Pazartesi, Ocak 11

Australis


Bazı şeylere, olaylara, hatta basit tesadüflere çok büyük anlamlar yüklüyorum. Dün de böyle bir aydınlanma yaşadım. Berbat biten 2009 ve daha berbat başlayan 2010, radikal kararlar almak ve kaçık hayaller kurmak için zemin hazırlıyor. O saçma tesadüfler ise o planların şeklini belirliyor.

Eylem planı hazırlarken, dün sona eren U-20 Dünya Buz Hokeyi Şampiyonası imdadıma yetişti. Kewell sayesinde şampiyon olmalarını istediğim Avustralya takımı şampiyon oldu. Onlar şampiyonluğu kutlarken ben kaçık hayalimin yolunu, kaçış yolumu oraya çizsem mi diye düşünmeye başladım. Keza, takıma olan sempati Kewell ile başlasa da kafilenin rahat tavırları orası hakkında ufak bir fikre de neden oldu.

Güney'e kaçmak herkesin, özellikle bizim biraz daha büyüklerimizin en büyük hayali. Çoğunun da gerçekleştirmediği planı. Babam hariç. Geçen gün Zafer ile bunu konuşmuştuk. Madem güneye gideceğiz, en güneye gidelim. Güney Yarımküre bu iş için olabilirdi. Sadece şehir, bölge hatta ülke değiştirmek değil, artık yarımküreyi bile değiştirmek lazım.

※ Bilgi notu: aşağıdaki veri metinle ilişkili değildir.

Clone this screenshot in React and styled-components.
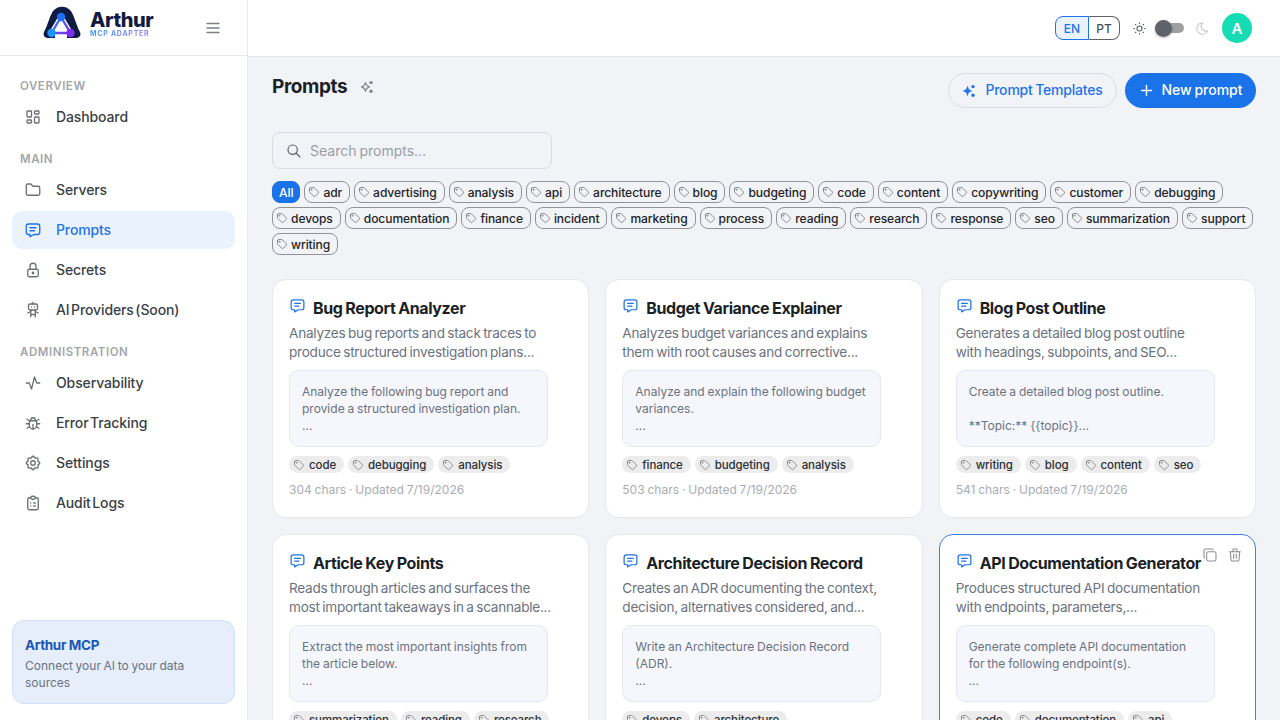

İlk (hatta tek) Arjantin dedik o nedenle. Buenos Aires akla yattı. Ama dün Avustralya daha cazip geldi. Bir anda, nedensiz. Daha zor tabi orası ama hayal ulan bu işte, karışmayın.

Zafer'in blogunun ismi Los Lunes al Sol filmindeki bir replikten gelir. Aynı zamanda oradaki kahraman Santa'nın da hayalidir Avustralya.

Hem Avustralya için dünyanın en büyük adası demek mümkün. Ada fantazisi de Mediterraneo'dan geçti bana.

Avustralya kelimesinin kökü Australis'den geliyor. O da güney demek. Her genç, babasını geçmek ister. Güneyse bu da güney. Adaysa bu da ada. Gitmekse bu da gitmek. Hem de en büyüğünden. Neden olmasın?

Büyük ihtimal olmaz zaten, Arjantin olur belki ama. Neyse ben düşündüm, şimdi artık onlar düşünsün. g-e-l-i-y-o-r-u-z.. (Küçük harfle yazdım, kolpadan geliyoruz çünkü)

1 yorum:

zafer dedi ki...

- Avustralya.
Avustralya bir harika.

- Kaç kilometrekare
biliyor musun?

-Bunun on katı.

-Ya nüfus?

-Hiçbir fikrim yok.

-İspanya'nın yarısından az.

-Bir düşün.

-Düşün, kişi başına ne düşüyor.

-Burada, her şey boktan.

-Sana kendi payını veriyorlar.

-Öyle mi?

-Emekli olduğun zaman.

-Kanunları böyle.

-Bölüyorlar.

-Evet, yaptıkları,ülkenin alanını
yaşayan insan sayısına bölmek.

-Bilmiyorum. Diyelim...

-İki ya da üç
kilometrekare.

-Her ne kadarsa.

-Ve bunu, sana veriyorlar..

-Herkes kendi payını alıyor.

-Siktir.

-Düşünebiliyor musun?

-İşte, bu senin.

-Sonsuza kadar senin. Ve her ne
istersen yapabilirsin.

-Ve insanlar daha iyi haldeler.

-İklim sayesinde de.
Orası harika, Lino.

-Antipodlar.

-Antipodlar?

-Neden böyle denildiğini
biliyor musun?

-Çünkü ''zıt'' anlamına geliyor.

-''Antipodlar.''

-Antipodlar.

-Zıt.

-Buranın zıddı.

-Orada çalışabilirsin, burada çalışamazsın.

-Burada değil, orada iş kurabilirsin.